Le Kazakhstan, est désormais entre deux eaux, condamné à végéter dans le ventre mou de la division I par la formule à deux poules désormais en vigueur pour l'antichambre du hockey mondial (et qui a de quoi être contestée au vu des déséquilibres constatés une fois de plus). Le quart de finale de Nagano appartient désormais au passé. Les Kazakhs ne peuvent plus compter sur leur colonie évoluant à Magnitogorsk, qui côtoyaient les sommets européens. Les joueurs évoluant dans l'élite russe ne sont plus qu'une poignée, et l'équipe nationale est constituée aux trois quarts par l'effectif d'Ust-Kamenogorsk, le champion national, toujours délicat à affronter en Coupe Continentale, mais qui n'évolue qu'au deuxième niveau russe. Cette jeune formation a moins l'expérience du haut niveau, et, s'il y a toujours un monde d'écart entre elle et des nations comme la Corée ou la Croatie, elle est également beaucoup trop tendre pour prétendre sérieusement à la montée. Elle aura néanmoins eu la satisfaction de voir se révéler, Viktor Alexandrov, rapide et doté d'une excellente vision du jeu, qui a terminé meilleur marqueur de son équipe avec deux buts et huit assists. Le fils de l'entraîneur national Boris Alexandrov est sans doute promis à un brillant avenir puisqu'il n'a que seize ans. 

Les Pays-Bas ont connu un Mondial assez frustrant puisqu'ils n'ont jamais éveillé l'intérêt du public. Leurs supporters ont été d'une discrétion rare et la principale animation est venue des groupes scolaires qui ont rempli un peu les gradins grâce à des places gratuites. De plus, l'équipe néerlandaise, privée de Hartogs blessé à l'aine, a reçu une correction de la part du Belarus qui lui a infligé quinze buts. Elle est toujours aussi dépendante de ses vétérans, notamment de Dave Livingston, qui a montré qu'il pouvait encore évoluer à un haut niveau l'espace d'une semaine, même si son corps n'a plus l'endurance d'autrefois et qu'il se contente de jouer en amateur et de se reconvertir comme entraîneur durant la saison. Sa vitesse n'a jamais été son point fort, et son instinct de buteur n'a rien perdu avec l'âge. Mais ne pas pouvoir se passer d'un presque quarantenaire n'est tout de même pas un bon signe pour une équipe qui attend la relève et ne voit toujours rien venir. L'essentiel a quand même été assuré avec une quatrième place logique.

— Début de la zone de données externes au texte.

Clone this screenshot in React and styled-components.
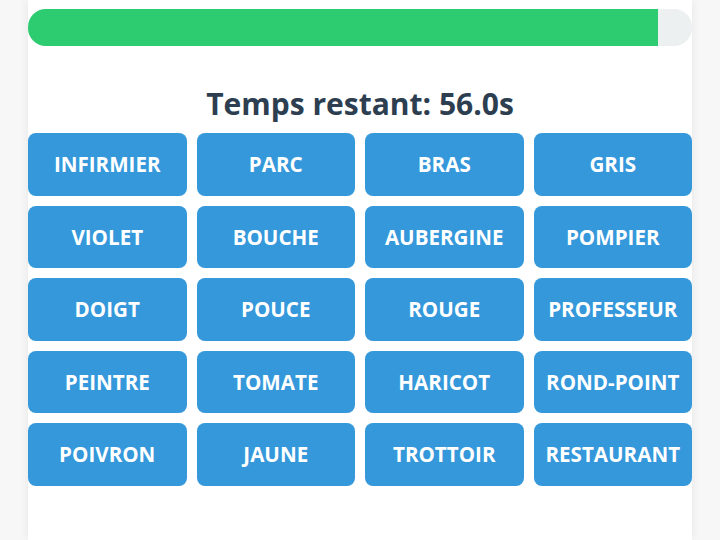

La Croatie n'a pas souffert du boycott initial de certains joueurs du KHL Zagreb, peut-être mécontents de n'être pas plus représentés en sélection. Finalement, sans son habituel buteur d'origine russe Maksim Viktorov, elle a formé un groupe soudé de joueurs ayant une véritable envie de mouiller leur maillot national. Malgré ses limites techniques, sa volonté a été saluée de tous et elle a parfaitement rempli son objectif en obtenant le maintien. Elle a même eu l'agréable surprise de voir ses trois derniers matches diffusés à la télévision nationale HTV. Cela fait maintenant trois années de suite que les Croates repartent avec le sourire de leur rendez-vous mondial, et ils sont passés de la rubrique "surprises" à la rubrique "confirmations".

La Corée du Sud est évidemment la grande déçue de ce tournoi mondial. Ses gardiens n'ont pas réussi à faire de miracles, et le cœur n'a pas suffi. Leur agilité et leur vitesse de patinage sont de bons atouts, mais ils n'ont pas été appuyés par un jeu collectif suffisamment sûr. Trop de passes manquées et trop d'erreurs défensives coûtent cher dans un tournoi de ce niveau. La bonne satisfaction aura été la troisième ligne, qui mêlait jeunesse et expérience avec Han-Song Seo, le grand espoir Han-Sung Kim, pisté par un club japonais, et l'habile vétéran Woo-Sam Shin, toujours présent dans les grands rendez-vous. Mais le fossé était trop grand, et le manager de l'équipe, Woon-Ik Chung, en tire les conclusions : "Quand la Croatie ou nous jouons contre le Belarus ou le Kazakhstan, le résultat est déjà connu d'avance. Cela serait bien mieux pour tous les participants si on réunissait les groupes horizontalement et non plus verticalement. Les résultats d'Eindhoven et de la poule hongroise ont bien montré que la formule actuelle a pour conséquence une compétition à deux vitesses."